07 May 2010

UK election live: "Seats to watch" update

Guildford - LibDem's number one target, Conservative in 2005, has seen 9.9% swing TO Conservatives. The Liberal Democrat bubble has burst.

Dundee East - Labour number one target against SNP. Saw Labour lose 2.9%, small increase to SNP, but Conservatives picked up rest. Stays SNP.

Hastings and Rye - Threshold between Labour majority and plurality. Won by Conservatives with 3.3% swing.

more to come as results appear.

UK election live: How to watch seats

The best way to see how the parties are going with targets appears to be on the BBC:

Here shows the seats the Conservatives have targeted to get a majority AND how they are doing.

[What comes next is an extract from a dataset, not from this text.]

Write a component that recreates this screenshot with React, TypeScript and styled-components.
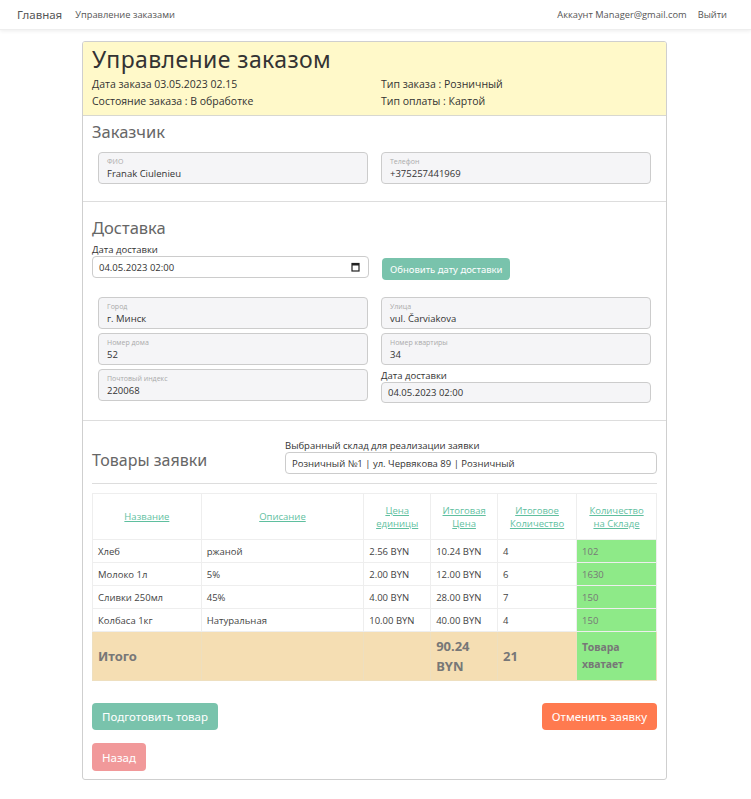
import React from "react";
import styled, { createGlobalStyle } from "styled-components";

const Global = createGlobalStyle`
  html, body { margin: 0; padding: 0; background: #fff; }
  body { font-family: "Open Sans", "Noto Sans", sans-serif; color: #333; }
  * { box-sizing: border-box; }
`;

const Nav = styled.nav`
  height: 30px;
  display: flex;
  align-items: center;
  padding: 0 24px 0 17px;
  background: #fff;
  box-shadow: 0 1px 4px rgba(0,0,0,0.08);
  border-bottom: 1px solid #eee;
`;
const Brand = styled.a`
  font-family: "Noto Sans", sans-serif;
  font-size: 11.5px;
  color: #555;
  margin-right: 13px;
`;
const NavLink = styled.a<{ $ml?: number }>`
  font-size: 9.3px;
  color: #555;
  margin-left: ${p => p.$ml ?? 0}px;
`;
const Spacer = styled.div` flex: 1; `;

const Card = styled.div`
  margin: 11px 84px 20px 82px;
  border: 1px solid #cfcfcf;
  border-radius: 3px;
  overflow: hidden;
`;
const Header = styled.div`
  background: #fff9c9;
  padding: 2px 9px 5px;
  border-bottom: 1px solid #d8d8d0;
`;
const Title = styled.h1`
  margin: 0 0 2px;
  font-family: "Noto Sans", sans-serif;
  font-weight: 400;
  font-size: 23px;
  letter-spacing: 0.4px;
  color: #333;
  line-height: 30px;
`;
const InfoGrid = styled.div`
  display: grid;
  grid-template-columns: 289px 1fr;
  font-size: 10.5px;
  line-height: 17px;
  color: #333;
`;

const Section = styled.div<{ $pt?: number; $pb?: number }>`
  padding: ${p => p.$pt ?? 6}px 9px ${p => p.$pb ?? 16}px;
  border-bottom: 1px solid #ddd;
`;
const H2 = styled.h2<{ $mb?: number }>`
  margin: 0 0 ${p => p.$mb ?? 0}px;
  font-family: "Noto Sans", sans-serif;
  font-weight: 400;
  font-size: 16.5px;
  color: #666;
  line-height: 22px;
`;
const TwoCol = styled.div<{ $gap?: number }>`
  display: grid;
  grid-template-columns: 1fr 1fr;
  column-gap: 13px;
  row-gap: ${p => p.$gap ?? 4}px;
  padding: 0 6px;
`;
const Floating = styled.div`
  height: 32px;
  border: 1px solid #ccc;
  border-radius: 4px;
  background: #f5f5f7;
  padding: 4px 8px 0;
  display: flex;
  flex-direction: column;
`;
const FLabel = styled.span`
  font-size: 7px;
  color: #aaa;
  line-height: 10px;
`;
const FValue = styled.span`
  font-size: 9.5px;
  color: #333;
  line-height: 13px;
`;
const Small = styled.div`
  font-size: 9.5px;
  color: #333;
  line-height: 13px;
`;
const DateInput = styled.div<{ $ro?: boolean }>`
  height: ${p => (p.$ro ? 21 : 22)}px;
  border: 1px solid #ccc;
  border-radius: 4px;
  background: ${p => (p.$ro ? "#f5f5f7" : "#fff")};
  display: flex;
  align-items: center;
  justify-content: space-between;
  padding: 0 8px 0 6px;
  font-size: 9.5px;
  color: #333;
`;
const Btn = styled.button<{ $bg: string; $h?: number; $fs?: number; $px?: number }>`
  background: ${p => p.$bg};
  color: #fff;
  border: none;
  border-radius: 4px;
  height: ${p => p.$h ?? 27}px;
  padding: 0 ${p => p.$px ?? 10}px;
  font-family: "Noto Sans", sans-serif;
  font-size: ${p => p.$fs ?? 11.5}px;
  cursor: pointer;
  white-space: nowrap;
`;
const DeliveryTop = styled.div`
  display: grid;
  grid-template-columns: 277px 1fr;
  column-gap: 13px;
  align-items: end;
  margin-bottom: 19px;
`;
const BtnCell = styled.div`
  transform: translateY(2px);
`;
const RightStack = styled.div`
  display: flex;
  flex-direction: column;
  justify-content: flex-end;
  padding-bottom: 2px;
`;

const GoodsSection = styled.div`
  padding: 18px 9px 0 9px;
`;
const GoodsHead = styled.div`
  display: grid;
  grid-template-columns: 193px 1fr;
  align-items: end;
  padding-bottom: 9px;
  border-bottom: 1px solid #ddd;
  margin-bottom: 9px;
`;
const Select = styled.div`
  height: 22px;
  border: 1px solid #ccc;
  border-radius: 4px;
  display: flex;
  align-items: center;
  padding: 0 6px;
  font-size: 9.5px;
  color: #333;
`;

const Table = styled.table`
  width: 100%;
  border-collapse: collapse;
  font-size: 9.5px;
  color: #444;
`;
const Th = styled.th<{ $w: number }>`
  width: ${p => p.$w}px;
  border: 1px solid #eee;
  height: 46px;
  font-weight: 400;
  text-align: center;
  vertical-align: middle;
  padding: 0 6px;
  line-height: 13px;
`;
const ThLink = styled.a`
  color: #5fbf9f;
  text-decoration: underline;
  text-decoration-color: #5fbf9f;
`;
const Td = styled.td<{ $green?: boolean }>`
  border: 1px solid #eee;
  height: 23px;
  padding: 0 5px;
  background: ${p => (p.$green ? "#8eea88" : "transparent")};
  color: ${p => (p.$green ? "#777" : "#444")};
`;
const TotalTd = styled.td<{ $green?: boolean }>`
  background: ${p => (p.$green ? "#8eea88" : "#f5deb3")};
  border: 1px solid #eedfbf;
  height: 49px;
  padding: 0 5px;
  font-family: "Noto Sans", sans-serif;
  font-weight: 700;
  font-size: ${p => (p.$green ? 10.5 : 13)}px;
  line-height: ${p => (p.$green ? 17 : 20)}px;
  color: #777;
`;
const Actions = styled.div`
  padding: 22px 9px 8px;
  display: flex;
  flex-direction: column;
  gap: 13px;
`;
const ActionRow = styled.div`
  display: flex;
  justify-content: space-between;
`;

const CalIcon = () => (
  <svg width="9" height="10" viewBox="0 0 9 10">
    <rect x="1" y="1.5" width="7" height="7.5" fill="none" stroke="#222" strokeWidth="1.2" />
    <rect x="1" y="1.5" width="7" height="2" fill="#222" />
  </svg>
);

const rows = [
  ["Хлеб", "ржаной", "2.56 BYN", "10.24 BYN", "4", "102"],
  ["Молоко 1л", "5%", "2.00 BYN", "12.00 BYN", "6", "1630"],
  ["Сливки 250мл", "45%", "4.00 BYN", "28.00 BYN", "7", "150"],
  ["Колбаса 1кг", "Натуральная", "10.00 BYN", "40.00 BYN", "4", "150"],
];

export default function App() {
  return (
    <>
      <Global />
      <Nav>
        <Brand>Главная</Brand>
        <NavLink>Управление заказами</NavLink>
        <Spacer />
        <NavLink>Аккаунт Manager@gmail.com</NavLink>
        <NavLink $ml={11}>Выйти</NavLink>
      </Nav>
      <Card>
        <Header>
          <Title>Управление заказом</Title>
          <InfoGrid>
            <span>Дата заказа 03.05.2023 02.15</span>
            <span>Тип заказа : Розничный</span>
            <span>Состояние заказа : В обработке</span>
            <span>Тип оплаты : Картой</span>
          </InfoGrid>
        </Header>
        <Section $pt={5} $pb={17}>
          <H2 $mb={9}>Заказчик</H2>
          <TwoCol>
            <Floating><FLabel>ФИО</FLabel><FValue>Franak Ciulenieu</FValue></Floating>
            <Floating><FLabel>Телефон</FLabel><FValue>+375257441969</FValue></Floating>
          </TwoCol>
        </Section>
        <Section $pt={15} $pb={15}>
          <H2 $mb={4}>Доставка</H2>
          <DeliveryTop>
            <div>
              <Small>Дата доставки</Small>
              <DateInput>04.05.2023 02:00<CalIcon /></DateInput>
            </div>
            <BtnCell>
              <Btn $bg="#79c3ac" $h={22} $fs={9.5} $px={8}>Обновить дату доставки</Btn>
            </BtnCell>
          </DeliveryTop>
          <TwoCol>
            <Floating><FLabel>Город</FLabel><FValue>г. Минск</FValue></Floating>
            <Floating><FLabel>Улица</FLabel><FValue>vul. Čarviakova</FValue></Floating>
            <Floating><FLabel>Номер дома</FLabel><FValue>52</FValue></Floating>
            <Floating><FLabel>Номер квартиры</FLabel><FValue>34</FValue></Floating>
            <Floating><FLabel>Почтовый индекс</FLabel><FValue>220068</FValue></Floating>
            <RightStack>
              <Small>Дата доставки</Small>
              <DateInput $ro>04.05.2023 02:00</DateInput>
            </RightStack>
          </TwoCol>
        </Section>
        <GoodsSection>
          <GoodsHead>
            <H2 style={{ fontSize: 16, paddingBottom: 3 }}>Товары заявки</H2>
            <div>
              <Small>Выбранный склад для реализации заявки</Small>
              <Select>Розничный №1 | ул. Червякова 89 | Розничный</Select>
            </div>
          </GoodsHead>
          <Table>
            <thead>
              <tr>
                <Th $w={109}><ThLink>Название</ThLink></Th>
                <Th $w={163}><ThLink>Описание</ThLink></Th>
                <Th $w={67}><ThLink>Цена единицы</ThLink></Th>
                <Th $w={67}><ThLink>Итоговая Цена</ThLink></Th>
                <Th $w={79}><ThLink>Итоговое Количество</ThLink></Th>
                <Th $w={80}><ThLink>Количество на Складе</ThLink></Th>
              </tr>
            </thead>
            <tbody>
              {rows.map(r => (
                <tr key={r[0]}>
                  {r.map((c, i) => (
                    <Td key={i} $green={i === 5}>{c}</Td>
                  ))}
                </tr>
              ))}
              <tr>
                <TotalTd>Итого</TotalTd>
                <TotalTd />
                <TotalTd />
                <TotalTd>90.24 BYN</TotalTd>
                <TotalTd>21</TotalTd>
                <TotalTd $green>Товара хватает</TotalTd>
              </tr>
            </tbody>
          </Table>
        </GoodsSection>
        <Actions>
          <ActionRow>
            <Btn $bg="#79c3ac">Подготовить товар</Btn>
            <Btn $bg="#ff7a4f">Отменить заявку</Btn>
          </ActionRow>
          <ActionRow>
            <Btn $bg="#f1999a" $h={28}>Назад</Btn>
          </ActionRow>
        </Actions>
      </Card>
    </>
  );
}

This shows the same for the Liberal Democrats

LibDems have won ONE target seat.

Labour so far swung 6.1% to Conservative, but also Lib Dems have swung 0.6% to Conservatives.

BUT, at 34% at this stage, it is a GOOD result for the Conservatives. 28% for Labour is not.

UK election live: Nationalists not done well

Both Plaid Cymru (Welsh nationalists) and the SNP (Scottish nationalists) hoped to do well from discontent with Labour in their traditionally Labour nations.

They haven't. Plaid Cymru's single seat won from Labour hides how the Conservatives have picked up several seats from Labour. The SNP has won none of its target seats.

They both campaigned on protecting their nations from austerity if they were needed to keep either major party in power. Perhaps Welsh and Scottish voters, both experiencing coalitions with the nationalist parties, aren't that enamoured about the prospect of that writ large!

UK election live: Too early for anyone to claim anything

Tory landslide? Not yet.
Liberal Democrat gains? None so far. LibDems have lost a seat to the Conservatives
Labour can hold on? hard to say

A string of Tory gains, but Labour still ahead on total vote share and seats.... but long night ahead

UK election live: Labour thinks it can govern with LibDems

Far too early to say, but Labour Ministers are all saying that they can govern with the LibDems in a coalition.

Funny how the LibDems have not been asked what they think of this. However, it does look like Labour has scared the children into turning out for them.